Copy each line that holds "this".

INFORMATION SHOWN:

[START]

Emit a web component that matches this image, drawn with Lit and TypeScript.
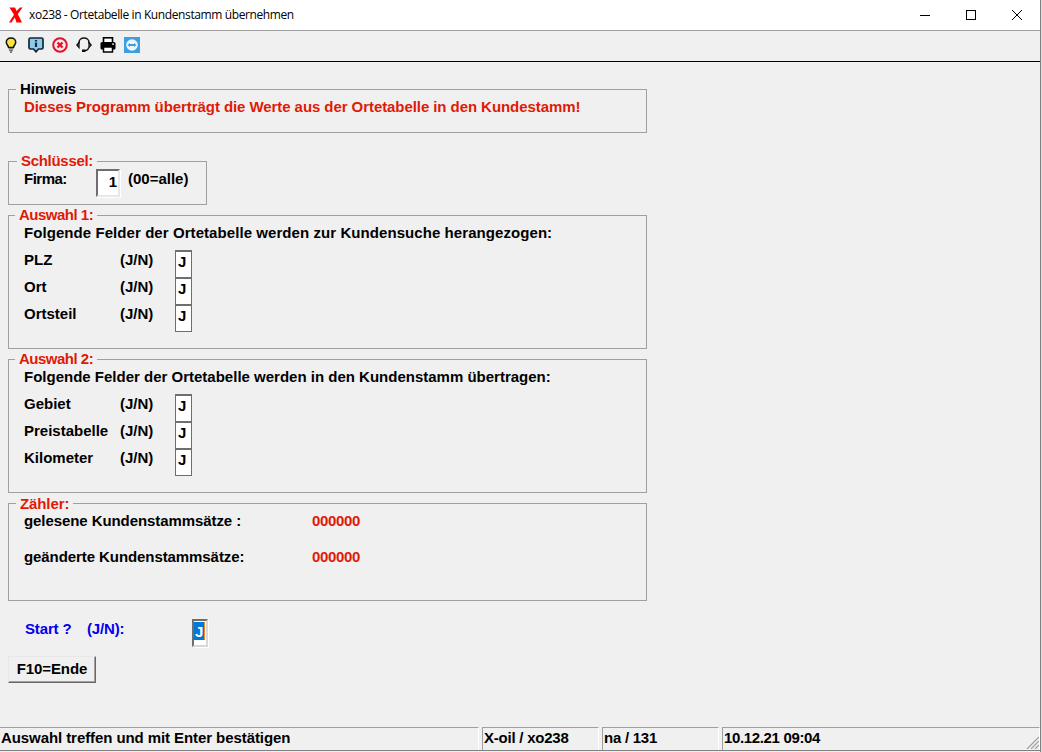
import { LitElement, html, css, svg } from "lit";
import { customElement } from "lit/decorators.js";

const bulb = svg`<svg width="12" height="16" viewBox="0 0 12 16"><path d="M6 1C3 1 1.300 3 1.300 5.200C1.300 7.400 3.200 8.200 3.600 10.500H8.400C8.800 8.200 10.700 7.400 10.700 5.200C10.700 3 9 1 6 1Z" fill="#f8e43c" stroke="#111" stroke-width="1.500"/><path d="M3.800 12H8.200M4.200 13.700H7.800M5 15.300H7" stroke="#444" stroke-width="1.100"/></svg>`;
const info = svg`<svg width="16" height="16" viewBox="0 0 16 16"><path d="M2.500 1H13.500Q15 1 15 2.500V10.500Q15 12 13.500 12H10.500L8 14.800L5.500 12H2.500Q1 12 1 10.500V2.500Q1 1 2.500 1Z" fill="#8ecbe8" stroke="#10263c" stroke-width="1.700"/><path d="M8 3V4.500M8 5.500V10" stroke="#0d2a4a" stroke-width="2.200"/></svg>`;
const stop = svg`<svg width="16" height="16" viewBox="0 0 16 16"><circle cx="8" cy="8" r="6.800" fill="#f8e8ea" stroke="#e0132f" stroke-width="2"/><path d="M5.500 5.500L10.500 10.500M10.500 5.500L5.500 10.500" stroke="#e0132f" stroke-width="2.400"/></svg>`;
const headset = svg`<svg width="16" height="16" viewBox="0 0 16 16"><path d="M3 6.500V5.500C3 2.800 5.200 1 8 1C10.800 1 13 2.800 13 5.500V6.500" fill="none" stroke="#111" stroke-width="1.500"/><path d="M3 5.500L0.800 8L3 10.500ZM13 5.500L15.200 8L13 10.500Z" fill="#fff" stroke="#111" stroke-width="1.300"/><path d="M12.500 10.500C12.500 12.500 11 13.500 8.500 13.500" fill="none" stroke="#111" stroke-width="1.300"/><rect x="6" y="12.500" width="3.500" height="2.500" fill="#111"/></svg>`;
const printer = svg`<svg width="16" height="16" viewBox="0 0 16 16"><rect x="3.500" y="0.800" width="9" height="5" fill="#fff" stroke="#000" stroke-width="1.600"/><rect x="0.500" y="5" width="15" height="7.500" rx="1.500" fill="#000"/><rect x="3.500" y="10" width="9" height="5" fill="#fff" stroke="#000" stroke-width="1.500"/><rect x="12" y="6.500" width="2" height="1.200" fill="#fff"/></svg>`;
const tv = svg`<svg width="16" height="16" viewBox="0 0 16 16"><rect width="16" height="16" fill="#3c9fe0"/><circle cx="8" cy="8" r="5.800" fill="#eef6fc"/><path d="M3.500 8L6 6V7.100H10V6L12.500 8L10 10V8.900H6V10Z" fill="#3c9fe0"/></svg>`;
const logo = svg`<svg width="14" height="16" viewBox="0 0 14 16"><path d="M0.500 0.500H6L7.600 4L11 0.500H13.500L8.800 7L13 15.500H7.500L5.800 10.500L2.500 15.500H0L5 7.800Z" fill="#f00"/></svg>`;

@customElement("app-root")
export class AppRoot extends LitElement {
  static styles = css`
    :host { display: block; width: 1042px; height: 752px; overflow: hidden; background: #dcdcdc; }
    * { box-sizing: border-box; }
    .win {
      width: 1041px; height: 752px; display: flex; flex-direction: column;
      background: #f0f0f0; border-right: 1px solid #808080; position: relative;
      font: bold 15px/16px "Liberation Sans", Arial, sans-serif; color: #000;
    }
    .title {
      height: 31px; flex: none; background: #fff; border-bottom: 1px solid #a0a0a0;
      display: flex; align-items: center; padding-left: 9px;
    }
    .title .name { margin-left: 6px; font: 400 12px/16px "Open Sans", "Noto Sans", sans-serif; letter-spacing: -0.39px; }
    .title svg { display: block; }
    .wc { margin-left: auto; display: flex; }
    .wc span { width: 46px; height: 30px; display: flex; align-items: center; justify-content: center; }
    .tools {
      height: 31px; flex: none; border-bottom: 1px solid #000; background: #f0f0f0;
      display: flex; align-items: center; padding: 0 0 2px 3px;
    }
    .tools span { width: 24px; display: flex; justify-content: center; }
    .tools span:first-child { width: 16px; margin-right: 5px; }
    main { flex: 1; display: flex; flex-direction: column; align-items: flex-start; padding: 27px 0 0 8px; }
    .group { position: relative; border: 1px solid #a0a0a0; width: 639px; }
    .legend { position: absolute; top: -9px; background: #f0f0f0; padding: 0 4px; white-space: nowrap; line-height: 16px; letter-spacing: -0.1px; }
    .red { color: #e01a06; }
    .hinweis { height: 44px; margin-bottom: 28px; padding: 9px 0 0 15px; }
    .hinweis .legend { left: 7px; }
    .hinweis .red { letter-spacing: -0.07px; }
    .key { width: 199px; height: 44px; margin-bottom: 10px; padding: 7px 0 0 15px; display: flex; }
    .key .legend { left: 8px; letter-spacing: -0.3px; }
    .key .l { width: 72px; padding-top: 2px; letter-spacing: -0.5px; }
    .key .u { margin-left: 8px; padding-top: 2px; }
    .input { background: #fff; border: 2px solid #6e6e6e; border-right-color: #e8e8e8; border-bottom-color: #e8e8e8; box-shadow: 1px 1px 0 #fff; }
    .firma { width: 24px; height: 28px; text-align: right; padding-right: 1px; line-height: 21px; font-size: 15px; }
    .a { padding: 9px 0 0 15px; margin-bottom: 10px; height: 134px; }
    .a .legend { left: 6px; letter-spacing: -0.5px; }
    .head { height: 18px; margin-bottom: 7px; white-space: nowrap; }
    .h1 { letter-spacing: 0.07px; }
    .h2 { letter-spacing: 0; }
    .row { display: grid; grid-template-columns: 96px 55px 16px; height: 27px; }
    .row span { padding-top: 2px; }
    .cell { width: 17px; height: 28px; padding-left: 2px; line-height: 20px; font-size: 15px; border-width: 1px; border-top-width: 2px; border-color: #6e6e6e; box-shadow: none; }
    .z { height: 98px; padding: 9px 0 0 15px; margin-bottom: 18px; }
    .z .legend { left: 7px; top: -8px; }
    .zr { display: grid; grid-template-columns: 288px auto; height: 36px; letter-spacing: -0.08px; }
    .num { letter-spacing: -0.33px; }
    .start { display: flex; width: 639px; height: 28px; color: #0000f0; margin-bottom: 9px; padding: 2px 0 0 17px; position: relative; }
    .start .s1 { width: 62px; letter-spacing: -0.15px; }
    .start .s2 { width: 105px; letter-spacing: -0.15px; }
    .startcell { width: 16px; height: 28px; margin-top: -2px; color: #fff; padding: 1px 0 0 0; border-width: 2px; box-shadow: 1px 1px 0 #fff; border-color: #6e6e6e #d8d8d8 #d8d8d8 #6e6e6e; }
    .sel { display: block; width: 11px; height: 18px; line-height: 19px; background: #0078d7; border-right: 1px solid #e8872e; padding-left: 1px; }
    button {
      width: 88px; height: 27px; font: inherit; color: #000; background: #f0f0f0; padding: 0 0 2px; letter-spacing: -0.1px;
      border: 1px solid; border-color: #e8e8e8 #696969 #696969 #e8e8e8; box-shadow: inset -1px -1px 0 #a0a0a0;
    }
    .status { position: absolute; left: 0; right: 0; top: 727px; height: 24px; display: flex; border-bottom: 1px solid #808080; }
    .status div { height: 23px; border-top: 1px solid #a0a0a0; border-left: 1px solid #a0a0a0; border-right: 1px solid #fff; line-height: 20px; padding-left: 1px; white-space: nowrap; }
    .s-a { width: 479px; border-left: none !important; letter-spacing: -0.08px; }
    .s-b { width: 117px; margin-left: 3px; letter-spacing: -0.23px; }
    .s-c { width: 117px; margin-left: 3px; letter-spacing: -0.25px; }
    .s-d { flex: 1; margin-left: 3px; letter-spacing: -0.35px; }
    .grip { position: absolute; right: 1px; bottom: 1px; display: block; }
  `;

  private row(label: string) {
    return html`<div class="row"><span>${label}</span><span>(J/N)</span><div class="input cell">J</div></div>`;
  }

  render() {
    return html`<div class="win">
      <header class="title">
        ${logo}<span class="name">xo238 - Ortetabelle in Kundenstamm übernehmen</span>
        <div class="wc">
          <span><svg width="10" height="10" viewBox="0 0 10 10"><path d="M0 5.500H10" stroke="#000"/></svg></span>
          <span><svg width="10" height="10" viewBox="0 0 10 10"><rect x="0.500" y="0.500" width="9" height="9" fill="none" stroke="#000"/></svg></span>
          <span><svg width="10" height="10" viewBox="0 0 10 10"><path d="M0 0L10 10M10 0L0 10" stroke="#000"/></svg></span>
        </div>
      </header>
      <nav class="tools">
        <span>${bulb}</span><span>${info}</span><span>${stop}</span><span>${headset}</span><span>${printer}</span><span>${tv}</span>
      </nav>
      <main>
        <section class="group hinweis">
          <div class="legend">Hinweis</div>
          <div class="red">Dieses Programm überträgt die Werte aus der Ortetabelle in den Kundestamm!</div>
        </section>
        <section class="group key">
          <div class="legend red">Schlüssel:</div>
          <span class="l">Firma:</span>
          <div class="input firma">1</div>
          <span class="u">(00=alle)</span>
        </section>
        <section class="group a">
          <div class="legend red">Auswahl 1:</div>
          <div class="head h1">Folgende Felder der Ortetabelle werden zur Kundensuche herangezogen:</div>
          ${this.row("PLZ")}${this.row("Ort")}${this.row("Ortsteil")}
        </section>
        <section class="group a">
          <div class="legend red">Auswahl 2:</div>
          <div class="head h2">Folgende Felder der Ortetabelle werden in den Kundenstamm übertragen:</div>
          ${this.row("Gebiet")}${this.row("Preistabelle")}${this.row("Kilometer")}
        </section>
        <section class="group z">
          <div class="legend red">Zähler:</div>
          <div class="zr"><span>gelesene Kundenstammsätze :</span><span class="red num">000000</span></div>
          <div class="zr"><span>geänderte Kundenstammsätze:</span><span class="red num">000000</span></div>
        </section>
        <div class="start">
          <span class="s1">Start ?</span><span class="s2">(J/N):</span>
          <div class="input startcell"><span class="sel">J</span></div>
        </div>
        <button>F10=Ende</button>
      </main>
      <footer class="status">
        <div class="s-a">Auswahl treffen und mit Enter bestätigen</div>
        <div class="s-b">X-oil / xo238</div>
        <div class="s-c">na / 131</div>
        <div class="s-d">10.12.21 09:04</div>
        <svg class="grip" width="13" height="13" viewBox="0 0 13 13"><path d="M13 1L1 13M13 5L5 13M13 9L9 13" stroke="#a0a0a0" stroke-width="1.200"/></svg>
      </footer>
    </div>`;
  }
}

[END]

RIGHT ANSWER:
Emit a web component that matches this image, drawn with Lit and TypeScript.
          ${this.row("PLZ")}${this.row("Ort")}${this.row("Ortsteil")}
          ${this.row("Gebiet")}${this.row("Preistabelle")}${this.row("Kilometer")}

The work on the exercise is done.